### DO THIS
Output each entry below as it stands, leaving out every picture.
** START OF MATERIAL TO PROCESS **
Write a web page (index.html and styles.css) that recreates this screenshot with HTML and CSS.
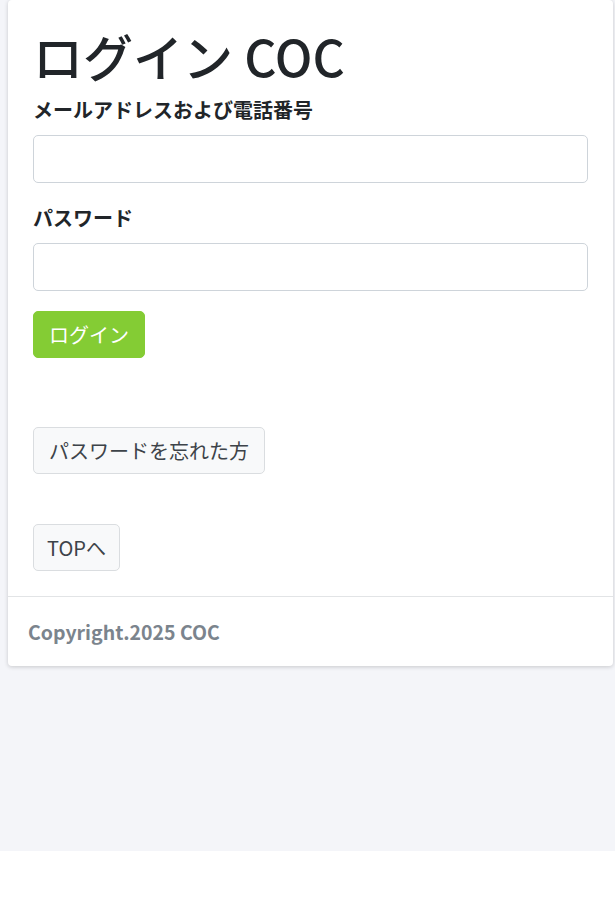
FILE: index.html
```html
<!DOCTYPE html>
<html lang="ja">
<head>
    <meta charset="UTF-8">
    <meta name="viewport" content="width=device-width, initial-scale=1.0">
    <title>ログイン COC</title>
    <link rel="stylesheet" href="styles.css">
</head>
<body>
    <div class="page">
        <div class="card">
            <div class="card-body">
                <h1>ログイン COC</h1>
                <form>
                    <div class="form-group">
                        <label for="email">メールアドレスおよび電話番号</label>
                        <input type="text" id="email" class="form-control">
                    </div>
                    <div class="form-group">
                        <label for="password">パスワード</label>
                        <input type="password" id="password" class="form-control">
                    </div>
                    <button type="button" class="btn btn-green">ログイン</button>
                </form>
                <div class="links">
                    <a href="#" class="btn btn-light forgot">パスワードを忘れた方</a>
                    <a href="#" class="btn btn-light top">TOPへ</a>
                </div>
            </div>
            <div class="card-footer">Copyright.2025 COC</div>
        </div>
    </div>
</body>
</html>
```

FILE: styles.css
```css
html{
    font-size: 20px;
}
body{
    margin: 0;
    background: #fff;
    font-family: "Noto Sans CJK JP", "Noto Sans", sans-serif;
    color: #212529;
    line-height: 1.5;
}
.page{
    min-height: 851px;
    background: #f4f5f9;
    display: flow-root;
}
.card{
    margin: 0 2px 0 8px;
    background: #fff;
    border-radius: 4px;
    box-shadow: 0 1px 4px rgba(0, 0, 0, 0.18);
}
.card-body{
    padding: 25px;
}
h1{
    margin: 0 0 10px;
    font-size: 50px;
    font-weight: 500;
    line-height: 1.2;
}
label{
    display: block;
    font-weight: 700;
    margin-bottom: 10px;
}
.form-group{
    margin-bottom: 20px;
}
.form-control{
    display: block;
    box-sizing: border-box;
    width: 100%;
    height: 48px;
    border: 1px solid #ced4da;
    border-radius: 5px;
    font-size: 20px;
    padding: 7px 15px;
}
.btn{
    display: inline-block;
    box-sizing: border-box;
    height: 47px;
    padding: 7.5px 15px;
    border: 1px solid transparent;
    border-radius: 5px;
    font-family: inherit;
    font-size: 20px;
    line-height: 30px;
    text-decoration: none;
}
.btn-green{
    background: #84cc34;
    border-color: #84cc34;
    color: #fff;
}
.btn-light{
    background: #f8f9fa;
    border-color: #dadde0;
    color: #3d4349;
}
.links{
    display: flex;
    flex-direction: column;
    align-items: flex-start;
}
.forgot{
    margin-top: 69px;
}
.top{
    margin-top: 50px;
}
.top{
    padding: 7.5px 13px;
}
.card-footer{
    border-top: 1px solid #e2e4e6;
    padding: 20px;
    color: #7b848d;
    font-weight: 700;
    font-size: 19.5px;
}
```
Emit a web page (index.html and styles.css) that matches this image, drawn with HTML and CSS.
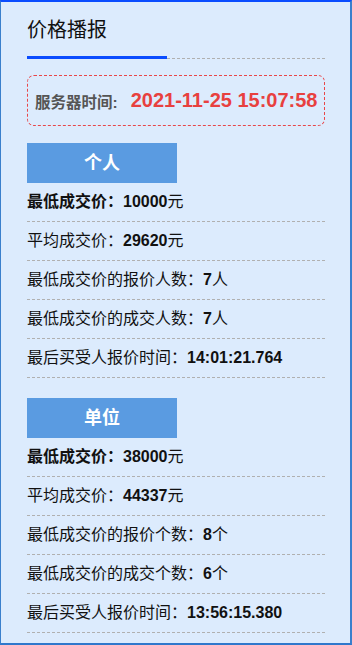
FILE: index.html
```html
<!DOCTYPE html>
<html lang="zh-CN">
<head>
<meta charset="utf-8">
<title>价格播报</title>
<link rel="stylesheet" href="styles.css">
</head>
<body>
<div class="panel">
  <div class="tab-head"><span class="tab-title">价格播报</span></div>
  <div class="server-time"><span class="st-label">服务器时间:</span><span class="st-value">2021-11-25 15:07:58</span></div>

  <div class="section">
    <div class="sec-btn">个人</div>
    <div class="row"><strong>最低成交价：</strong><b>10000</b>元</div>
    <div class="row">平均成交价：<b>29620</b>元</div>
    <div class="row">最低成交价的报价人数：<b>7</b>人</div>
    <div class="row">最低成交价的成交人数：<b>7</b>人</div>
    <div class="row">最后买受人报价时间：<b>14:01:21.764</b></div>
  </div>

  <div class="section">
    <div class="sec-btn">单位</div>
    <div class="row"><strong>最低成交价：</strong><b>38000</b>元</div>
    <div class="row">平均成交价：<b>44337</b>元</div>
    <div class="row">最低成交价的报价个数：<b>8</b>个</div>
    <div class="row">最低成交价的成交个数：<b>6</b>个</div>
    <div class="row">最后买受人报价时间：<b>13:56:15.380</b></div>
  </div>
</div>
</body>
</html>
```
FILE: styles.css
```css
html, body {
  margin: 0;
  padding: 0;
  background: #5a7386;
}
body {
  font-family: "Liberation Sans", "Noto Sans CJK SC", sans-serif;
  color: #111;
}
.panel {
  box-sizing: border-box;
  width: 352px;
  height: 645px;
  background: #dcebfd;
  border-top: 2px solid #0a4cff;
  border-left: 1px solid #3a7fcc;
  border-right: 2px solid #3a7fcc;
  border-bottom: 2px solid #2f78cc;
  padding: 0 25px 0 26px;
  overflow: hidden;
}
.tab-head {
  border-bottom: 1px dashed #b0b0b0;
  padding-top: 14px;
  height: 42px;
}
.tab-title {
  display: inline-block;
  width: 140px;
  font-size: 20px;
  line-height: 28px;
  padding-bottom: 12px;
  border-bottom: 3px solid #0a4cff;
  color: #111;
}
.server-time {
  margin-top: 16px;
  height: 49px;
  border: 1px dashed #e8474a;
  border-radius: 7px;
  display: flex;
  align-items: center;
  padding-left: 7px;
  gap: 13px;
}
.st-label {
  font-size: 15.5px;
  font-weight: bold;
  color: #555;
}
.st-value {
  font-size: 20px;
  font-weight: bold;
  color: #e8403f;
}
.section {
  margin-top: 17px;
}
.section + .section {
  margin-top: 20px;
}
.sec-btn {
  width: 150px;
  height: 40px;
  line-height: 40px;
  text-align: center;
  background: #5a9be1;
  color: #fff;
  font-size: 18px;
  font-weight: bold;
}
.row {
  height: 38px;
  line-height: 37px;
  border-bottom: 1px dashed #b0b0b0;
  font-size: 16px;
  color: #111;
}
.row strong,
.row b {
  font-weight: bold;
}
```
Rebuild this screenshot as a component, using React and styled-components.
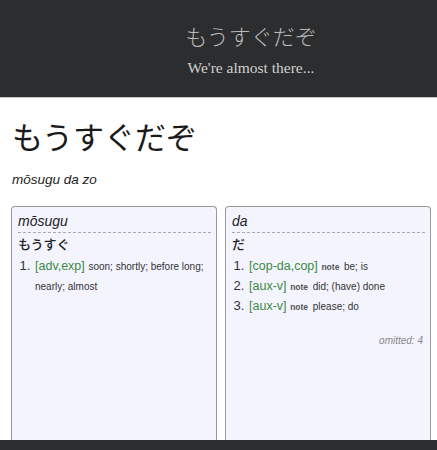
** END OF MATERIAL TO PROCESS **
### FULL SOLUTION
Write a web page (index.html and styles.css) that recreates this screenshot with HTML and CSS.
FILE: index.html
```html
<!DOCTYPE html>
<html lang="ja">
<head>
    <meta charset="UTF-8">
    <meta name="viewport" content="width=device-width, initial-scale=1.0">
    <title>ログイン COC</title>
    <link rel="stylesheet" href="styles.css">
</head>
<body>
    <div class="page">
        <div class="card">
            <div class="card-body">
                <h1>ログイン COC</h1>
                <form>
                    <div class="form-group">
                        <label for="email">メールアドレスおよび電話番号</label>
                        <input type="text" id="email" class="form-control">
                    </div>
                    <div class="form-group">
                        <label for="password">パスワード</label>
                        <input type="password" id="password" class="form-control">
                    </div>
                    <button type="button" class="btn btn-green">ログイン</button>
                </form>
                <div class="links">
                    <a href="#" class="btn btn-light forgot">パスワードを忘れた方</a>
                    <a href="#" class="btn btn-light top">TOPへ</a>
                </div>
            </div>
            <div class="card-footer">Copyright.2025 COC</div>
        </div>
    </div>
</body>
</html>
```

FILE: styles.css
```css
html{
    font-size: 20px;
}
body{
    margin: 0;
    background: #fff;
    font-family: "Noto Sans CJK JP", "Noto Sans", sans-serif;
    color: #212529;
    line-height: 1.5;
}
.page{
    min-height: 851px;
    background: #f4f5f9;
    display: flow-root;
}
.card{
    margin: 0 2px 0 8px;
    background: #fff;
    border-radius: 4px;
    box-shadow: 0 1px 4px rgba(0, 0, 0, 0.18);
}
.card-body{
    padding: 25px;
}
h1{
    margin: 0 0 10px;
    font-size: 50px;
    font-weight: 500;
    line-height: 1.2;
}
label{
    display: block;
    font-weight: 700;
    margin-bottom: 10px;
}
.form-group{
    margin-bottom: 20px;
}
.form-control{
    display: block;
    box-sizing: border-box;
    width: 100%;
    height: 48px;
    border: 1px solid #ced4da;
    border-radius: 5px;
    font-size: 20px;
    padding: 7px 15px;
}
.btn{
    display: inline-block;
    box-sizing: border-box;
    height: 47px;
    padding: 7.5px 15px;
    border: 1px solid transparent;
    border-radius: 5px;
    font-family: inherit;
    font-size: 20px;
    line-height: 30px;
    text-decoration: none;
}
.btn-green{
    background: #84cc34;
    border-color: #84cc34;
    color: #fff;
}
.btn-light{
    background: #f8f9fa;
    border-color: #dadde0;
    color: #3d4349;
}
.links{
    display: flex;
    flex-direction: column;
    align-items: flex-start;
}
.forgot{
    margin-top: 69px;
}
.top{
    margin-top: 50px;
}
.top{
    padding: 7.5px 13px;
}
.card-footer{
    border-top: 1px solid #e2e4e6;
    padding: 20px;
    color: #7b848d;
    font-weight: 700;
    font-size: 19.5px;
}
```
Emit a web page (index.html and styles.css) that matches this image, drawn with HTML and CSS.
FILE: index.html
```html
<!DOCTYPE html>
<html lang="zh-CN">
<head>
<meta charset="utf-8">
<title>价格播报</title>
<link rel="stylesheet" href="styles.css">
</head>
<body>
<div class="panel">
  <div class="tab-head"><span class="tab-title">价格播报</span></div>
  <div class="server-time"><span class="st-label">服务器时间:</span><span class="st-value">2021-11-25 15:07:58</span></div>

  <div class="section">
    <div class="sec-btn">个人</div>
    <div class="row"><strong>最低成交价：</strong><b>10000</b>元</div>
    <div class="row">平均成交价：<b>29620</b>元</div>
    <div class="row">最低成交价的报价人数：<b>7</b>人</div>
    <div class="row">最低成交价的成交人数：<b>7</b>人</div>
    <div class="row">最后买受人报价时间：<b>14:01:21.764</b></div>
  </div>

  <div class="section">
    <div class="sec-btn">单位</div>
    <div class="row"><strong>最低成交价：</strong><b>38000</b>元</div>
    <div class="row">平均成交价：<b>44337</b>元</div>
    <div class="row">最低成交价的报价个数：<b>8</b>个</div>
    <div class="row">最低成交价的成交个数：<b>6</b>个</div>
    <div class="row">最后买受人报价时间：<b>13:56:15.380</b></div>
  </div>
</div>
</body>
</html>
```
FILE: styles.css
```css
html, body {
  margin: 0;
  padding: 0;
  background: #5a7386;
}
body {
  font-family: "Liberation Sans", "Noto Sans CJK SC", sans-serif;
  color: #111;
}
.panel {
  box-sizing: border-box;
  width: 352px;
  height: 645px;
  background: #dcebfd;
  border-top: 2px solid #0a4cff;
  border-left: 1px solid #3a7fcc;
  border-right: 2px solid #3a7fcc;
  border-bottom: 2px solid #2f78cc;
  padding: 0 25px 0 26px;
  overflow: hidden;
}
.tab-head {
  border-bottom: 1px dashed #b0b0b0;
  padding-top: 14px;
  height: 42px;
}
.tab-title {
  display: inline-block;
  width: 140px;
  font-size: 20px;
  line-height: 28px;
  padding-bottom: 12px;
  border-bottom: 3px solid #0a4cff;
  color: #111;
}
.server-time {
  margin-top: 16px;
  height: 49px;
  border: 1px dashed #e8474a;
  border-radius: 7px;
  display: flex;
  align-items: center;
  padding-left: 7px;
  gap: 13px;
}
.st-label {
  font-size: 15.5px;
  font-weight: bold;
  color: #555;
}
.st-value {
  font-size: 20px;
  font-weight: bold;
  color: #e8403f;
}
.section {
  margin-top: 17px;
}
.section + .section {
  margin-top: 20px;
}
.sec-btn {
  width: 150px;
  height: 40px;
  line-height: 40px;
  text-align: center;
  background: #5a9be1;
  color: #fff;
  font-size: 18px;
  font-weight: bold;
}
.row {
  height: 38px;
  line-height: 37px;
  border-bottom: 1px dashed #b0b0b0;
  font-size: 16px;
  color: #111;
}
.row strong,
.row b {
  font-weight: bold;
}
```
Rebuild this screenshot as a component, using React and styled-components.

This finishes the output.